Für die Szene suchte Regisseur Harald Reinl zwei Fischerbuben aus Seefelden. "So viele Jungs gab es zu der Zeit nicht im Ort", sagt Bergmann. "Die Fischer hatten nur Mädels." Und so kam es, dass Wolfgang Gumberger und Gerhard Bergmann die Rollen zugeteilt wurden. "Der Wolfi war damals ein hübscher Bub", erzählt Bergmann schmunzelnd. "Er war dem Reinl für einen einfachen Fischerjungen fast schon zu schön." Stengeles Cousine Melitta Hönl erinnert sich an eine Szene, in der Marianne Hold und Loisl Blank ihre vermeintlichen Fang an Bord hievten: "Als die beiden ihre Netze ins Boot ziehen wollten, da haben Assistenten eben diese nach unten gezogen, damit es so aussah, als ließen sie sich nur schwer einbringen. Das Boot stand derweil auf einem Aufbau." Die Szene spielte im Morgengrauen. Ein Mitglied der Crew war für die Vortäuschung von Nebel, der um das Boot waberte, zuständig. "Mir ist der Name des Mannes noch im Ohr", amüsiert sich Hönl. "Damals hieß es immer: "Moser, Nebelpfanne!" Gut erinnert sich die damals 25-Jährige auch an Hauptdarsteller Georg Riedmann: "Der hatte die Taschen immer voller Äpfel. Während der Pausen lehnte er sich an irgendeinen Baum und biss in einen Apfel.
" Hönl entsinnt sich auch noch einer weiteren Kuriosität: "Eines Morgens kamen sie mit einem Kirschbaum daher, von dem die Crew alle Blüten abrupfte und an der Weide am Ufer befestigten. Auch hatten sie ganze Arme voll künstlicher Margeriten dabei, die sie in die Wiese steckten."
Das Bild "Heimat" wurde in den 1950er Jahren hochstilisiert. Es war die Zeit des Wirtschaftswunders, der unbeschwerten Schlager und Filme, die das Lebensgefühl und die großen und kleinen Träume im Nachkriegsdeutschland in Musik und Tanz ausdrückten. Auch "Die Fischerin vom Bodensee" lebt von der Musik. Das titelgebende Lied nach dem Text und der Melodie von Franz Winkler aus dem Jahr 1947 assoziieren viele Touristen bis heute mit der Region. Der Film spiegelt die Sehnsucht Tausender wider, die nach dem Krieg eine Heimat suchten. In der heutigen Zeit als Schnulze abgetan, steht er ein Stück weit für die Stabilisierung nach unruhigen Zeiten, in denen den Menschen einiges abverlangt wurde. Im Kino konnte man für kurze Zeit der Realität entfliehen und sich der Illusion einer heilen Welt hingeben. Die Zuschauer tauchten ein in einen Kosmos mit Werten und Traditionen, in dem gelacht und geliebt wurde.

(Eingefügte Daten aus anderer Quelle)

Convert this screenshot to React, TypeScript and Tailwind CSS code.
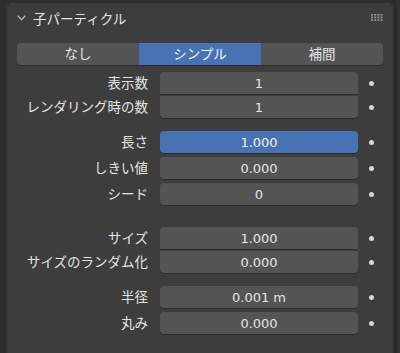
import React from "react";

type Pos = "single" | "top" | "bottom";

const jp = { fontFamily: '"Noto Sans CJK JP", "Noto Sans", sans-serif' };
const num = { fontFamily: '"DejaVu Sans", "Noto Sans CJK JP", sans-serif' };

function Row({ label, value, pos = "single", active = false }: { label: string; value: string; pos?: Pos; active?: boolean }) {
  const round =
    pos === "single" ? "rounded-[4px]" : pos === "top" ? "rounded-t-[4px]" : "rounded-b-[4px]";
  return (
    <div className="flex items-center h-[22px]">
      <div className="w-[131px] text-right text-[13.5px] text-[#e4e4e4] leading-none whitespace-nowrap" style={jp}>
        {label}
      </div>
      <div
        className={`ml-[12px] w-[198px] h-[22px] flex items-center justify-center text-[13px] leading-none shadow-[0_1px_0_#2c2c2c] ${round} ${
          active ? "bg-[#4772b3] text-[#f2f2f2]" : "bg-[#545454] text-[#e4e4e4]"
        }`}
        style={num}
      >
        {value}
      </div>
      <div className="ml-[11px] w-[5px] h-[5px] rounded-full bg-[#d6d6d6]" />
    </div>
  );
}

export default function App() {
  return (
    <div className="w-[400px] h-[353px] bg-[#2e2e2e] flex overflow-hidden">
      <div className="w-[7px] shrink-0" />
      <div className="w-[386px] shrink-0 mt-[3px] bg-[#3d3d3d] rounded-t-[5px] flex flex-col">
        {/* header */}
        <div className="h-[32px] flex items-center pl-[10px] pr-[8px]">
          <svg width="9" height="6" viewBox="0 0 9 6" className="mr-[7px] mt-[-2px]">
            <path d="M0.7 0.7 L4.5 4.6 L8.3 0.7" fill="none" stroke="#bdbdbd" strokeWidth="1.3" />
          </svg>
          <div className="text-[13.5px] text-[#e6e6e6] leading-none" style={jp}>
            子パーティクル
          </div>
          <div className="flex-1" />
          <svg width="12" height="8" viewBox="0 0 12 8" className="mr-[2px] mt-[-2px]">
            {[0, 1, 2].map((r) =>
              [0, 1, 2, 3].map((c) => (
                <rect key={`${r}-${c}`} x={c * 3.2} y={r * 2.6} width="2" height="1.6" fill="#9a9a9a" />
              ))
            )}
          </svg>
        </div>
        {/* body */}
        <div className="px-[10px] pt-[8px] flex flex-col">
          <div className="flex h-[22px] rounded-[4px] overflow-hidden shadow-[0_1px_0_#2c2c2c] text-[13.5px] leading-none" style={jp}>
            <div className="w-[122px] bg-[#545454] text-[#e4e4e4] flex items-center justify-center">なし</div>
            <div className="w-[122px] bg-[#4772b3] text-[#f4f4f4] flex items-center justify-center">シンプル</div>
            <div className="flex-1 bg-[#545454] text-[#e4e4e4] flex items-center justify-center">補間</div>
          </div>

          <div className="mt-[7px] flex flex-col gap-[2px]">
            <Row label="表示数" value="1" pos="top" />
            <Row label="レンダリング時の数" value="1" pos="bottom" />
          </div>

          <div className="mt-[13px] flex flex-col gap-[4px]">
            <Row label="長さ" value="1.000" active />
            <Row label="しきい値" value="0.000" />
            <Row label="シード" value="0" />
          </div>

          <div className="mt-[22px] flex flex-col gap-[2px]">
            <Row label="サイズ" value="1.000" pos="top" />
            <Row label="サイズのランダム化" value="0.000" pos="bottom" />
          </div>

          <div className="mt-[13px] flex flex-col gap-[4px]">
            <Row label="半径" value="0.001 m" />
            <Row label="丸み" value="0.000" />
          </div>
        </div>
      </div>
      <div className="w-[1px] shrink-0" />
      <div className="w-[3px] shrink-0 bg-[#2a2a2a] mt-[8px]" />
      <div className="flex-1 bg-[#333333]" />
    </div>
  );
}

Die "Fischerin vom Bodensee" war Heimatfilm, Komödie und Liebesfilm zugleich. Die Idylle der Natur stand dabei im Gegensatz zur harten Arbeit einer Fischerin. "Wobei", entsinnt sich Melitta Hönl schmunzelnd, "Marianne Hold war, selbst wenn sie zum Fischen rausfuhr, perfekt frisiert und geschminkt." Das Haus, in dem Maria mit ihrem Großvater im Film wohnte, stand direkt gegenüber vom Seegrundstück, verrät Eva Stengele. "Allerdings filmte man damals nur die äußere Fassade, die Innenaufnahmen wurden im Studio gedreht, denn bei dem alten Häuschen handelte es sich in Wirklichkeit um einen Hühnerstall." Siegfried Heidenreich aus Gebhardsweiler, der als Statist in der Schlussszene dem Brautpaar auf dem auslaufenden Raddampfer Zaehringen zujubelte, berichtet, dass der Film 1956 erst ab 16 Jahren freigegeben war: "Die Hold spielte ein uneheliches Kind, was zur damaligen Zeit eine Schande war." Heidenreich glaubt zudem, dass auch die Szene auf der Liebesinsel vor Radolfzell, in der sich Hold und Riedmann nach einem Kuss ins Gras fallen lassen, für die Altersfreigabe eine Rolle spielte. "Für uns war das alles sehr aufregend", entsinnt sich Bergmann, "der Wolfi und ich, wir beide durften uns auf dem Filmgelände frei bewegen, während die restlichen Einwohner hinterm Jägerzaun standen. Wir fühlten uns wie die Götter." Sie bekamen je 50 Mark Gage. "Das war damals viel Geld", so Bergmann. "Gekauft habe ich mir davon ein Fahrrad."